Limewire Settles Suit with Record Labels for $105 million
Thursday saw the end to a 5 year copyright infringement lawsuit being settled between major record labels and the popular file sharing service Limewire.
In 2006, Limewire was accused through a lawsuit filing to be a web service “devoted essentially” to piracy by allowing person to download music illegally.
After a 2005 Supreme Court ruling stating that a site much like Limewire called Grokster could be held liable for infringement, 44 year old Mark Gorton kept the Limewire service running which was founded in 2000.
What is of note is that record companies wanted to enforce the maximum penalty of $1.4 billion while also causing Gorton, a millionaire Wall Street trader, to face personal liability.

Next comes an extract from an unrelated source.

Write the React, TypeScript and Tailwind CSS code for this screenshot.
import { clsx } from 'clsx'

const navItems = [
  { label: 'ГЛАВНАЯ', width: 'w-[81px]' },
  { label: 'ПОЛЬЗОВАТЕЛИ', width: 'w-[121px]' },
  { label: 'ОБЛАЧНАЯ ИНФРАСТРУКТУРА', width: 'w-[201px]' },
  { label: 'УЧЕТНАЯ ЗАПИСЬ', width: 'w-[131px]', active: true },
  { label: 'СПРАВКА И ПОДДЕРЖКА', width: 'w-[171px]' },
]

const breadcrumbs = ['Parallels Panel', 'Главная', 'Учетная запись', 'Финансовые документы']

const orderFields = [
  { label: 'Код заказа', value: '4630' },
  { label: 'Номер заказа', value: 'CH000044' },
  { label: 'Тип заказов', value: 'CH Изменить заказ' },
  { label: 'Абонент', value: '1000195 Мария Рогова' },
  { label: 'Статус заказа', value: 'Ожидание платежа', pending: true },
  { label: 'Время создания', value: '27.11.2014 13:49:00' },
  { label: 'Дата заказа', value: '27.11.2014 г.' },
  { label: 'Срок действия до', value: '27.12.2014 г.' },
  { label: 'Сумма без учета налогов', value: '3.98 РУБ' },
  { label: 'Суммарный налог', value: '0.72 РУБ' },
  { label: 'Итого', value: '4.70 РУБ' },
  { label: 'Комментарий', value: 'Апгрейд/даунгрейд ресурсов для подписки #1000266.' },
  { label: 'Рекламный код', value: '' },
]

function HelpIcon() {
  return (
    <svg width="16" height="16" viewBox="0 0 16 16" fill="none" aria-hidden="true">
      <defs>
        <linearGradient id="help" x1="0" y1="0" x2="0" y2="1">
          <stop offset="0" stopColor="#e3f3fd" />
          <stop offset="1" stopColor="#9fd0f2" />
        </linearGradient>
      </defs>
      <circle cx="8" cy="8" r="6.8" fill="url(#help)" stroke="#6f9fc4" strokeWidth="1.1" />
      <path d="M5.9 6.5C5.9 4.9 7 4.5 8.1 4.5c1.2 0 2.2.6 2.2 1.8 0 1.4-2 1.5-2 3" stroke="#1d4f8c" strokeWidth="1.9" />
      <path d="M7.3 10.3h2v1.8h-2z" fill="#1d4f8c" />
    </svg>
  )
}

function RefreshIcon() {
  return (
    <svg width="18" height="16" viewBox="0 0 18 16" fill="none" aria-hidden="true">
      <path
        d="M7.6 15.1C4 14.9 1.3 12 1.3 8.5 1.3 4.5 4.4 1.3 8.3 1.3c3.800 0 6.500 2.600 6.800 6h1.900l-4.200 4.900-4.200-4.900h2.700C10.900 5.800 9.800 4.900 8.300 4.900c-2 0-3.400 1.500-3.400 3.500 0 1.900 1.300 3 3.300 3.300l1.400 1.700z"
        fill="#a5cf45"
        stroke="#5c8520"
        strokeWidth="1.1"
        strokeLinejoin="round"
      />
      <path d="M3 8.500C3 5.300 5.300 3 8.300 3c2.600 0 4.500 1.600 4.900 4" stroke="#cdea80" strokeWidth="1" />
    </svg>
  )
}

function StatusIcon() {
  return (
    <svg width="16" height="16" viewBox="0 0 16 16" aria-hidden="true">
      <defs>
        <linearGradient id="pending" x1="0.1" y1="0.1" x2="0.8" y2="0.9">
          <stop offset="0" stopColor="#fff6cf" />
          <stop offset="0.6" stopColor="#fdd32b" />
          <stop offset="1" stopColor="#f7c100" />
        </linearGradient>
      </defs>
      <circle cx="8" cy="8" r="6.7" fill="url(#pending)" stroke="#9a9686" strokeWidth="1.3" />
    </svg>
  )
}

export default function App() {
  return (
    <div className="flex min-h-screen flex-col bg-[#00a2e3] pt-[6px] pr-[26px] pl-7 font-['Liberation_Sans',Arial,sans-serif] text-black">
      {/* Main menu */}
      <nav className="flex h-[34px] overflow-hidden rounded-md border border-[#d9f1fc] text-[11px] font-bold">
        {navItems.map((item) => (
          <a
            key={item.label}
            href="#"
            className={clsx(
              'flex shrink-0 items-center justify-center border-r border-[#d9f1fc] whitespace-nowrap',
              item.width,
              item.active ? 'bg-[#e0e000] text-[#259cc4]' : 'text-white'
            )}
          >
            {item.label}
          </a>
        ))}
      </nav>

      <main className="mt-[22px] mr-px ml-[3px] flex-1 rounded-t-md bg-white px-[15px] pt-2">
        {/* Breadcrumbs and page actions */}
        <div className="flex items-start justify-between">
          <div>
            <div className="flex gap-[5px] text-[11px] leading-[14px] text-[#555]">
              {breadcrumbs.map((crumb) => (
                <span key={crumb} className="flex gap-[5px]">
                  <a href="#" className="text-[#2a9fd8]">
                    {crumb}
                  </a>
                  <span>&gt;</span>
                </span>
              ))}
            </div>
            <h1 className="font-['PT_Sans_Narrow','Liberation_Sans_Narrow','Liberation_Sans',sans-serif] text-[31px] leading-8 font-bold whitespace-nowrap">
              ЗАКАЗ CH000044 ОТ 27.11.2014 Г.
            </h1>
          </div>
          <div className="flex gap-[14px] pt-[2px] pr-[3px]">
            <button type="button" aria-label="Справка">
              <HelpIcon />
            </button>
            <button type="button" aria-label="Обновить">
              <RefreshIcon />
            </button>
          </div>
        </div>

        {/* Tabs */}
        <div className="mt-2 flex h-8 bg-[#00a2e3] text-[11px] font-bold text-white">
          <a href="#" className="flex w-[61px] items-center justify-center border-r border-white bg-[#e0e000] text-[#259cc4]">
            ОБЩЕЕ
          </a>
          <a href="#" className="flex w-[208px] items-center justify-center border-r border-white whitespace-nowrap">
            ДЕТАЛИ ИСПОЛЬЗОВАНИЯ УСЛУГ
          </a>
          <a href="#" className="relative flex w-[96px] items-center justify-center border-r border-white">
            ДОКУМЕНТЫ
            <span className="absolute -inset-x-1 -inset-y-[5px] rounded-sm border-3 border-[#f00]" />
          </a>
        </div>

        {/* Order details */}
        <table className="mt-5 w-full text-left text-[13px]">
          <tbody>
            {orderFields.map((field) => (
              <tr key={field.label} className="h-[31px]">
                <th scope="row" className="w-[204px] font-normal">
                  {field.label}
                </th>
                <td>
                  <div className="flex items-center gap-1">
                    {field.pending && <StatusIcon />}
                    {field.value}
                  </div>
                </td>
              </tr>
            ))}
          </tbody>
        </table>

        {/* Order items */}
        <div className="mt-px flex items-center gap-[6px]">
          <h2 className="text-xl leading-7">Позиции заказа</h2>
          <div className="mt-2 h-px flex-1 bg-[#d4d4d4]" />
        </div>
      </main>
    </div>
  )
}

After being ordered to limit the websites services, Limewire said they would close their proverbial doors on Dec. 31.
Interestingly, Joseph Baio, a Limewire lawyer, made it very clear for persons to remember that it is not Limewire alone that has caused the music industries woes in recent years, but that the industry knew and knows it has had problems some time before Limewire was brought to birth.
Illegal CD copying, music seller bankruptcies, and other outside forces have also shifted the odds against the music industry in recent memory.
Point is, Limewire appears to be done, at least in its familiar form. Who's to say it may not turn out to be the next Napster?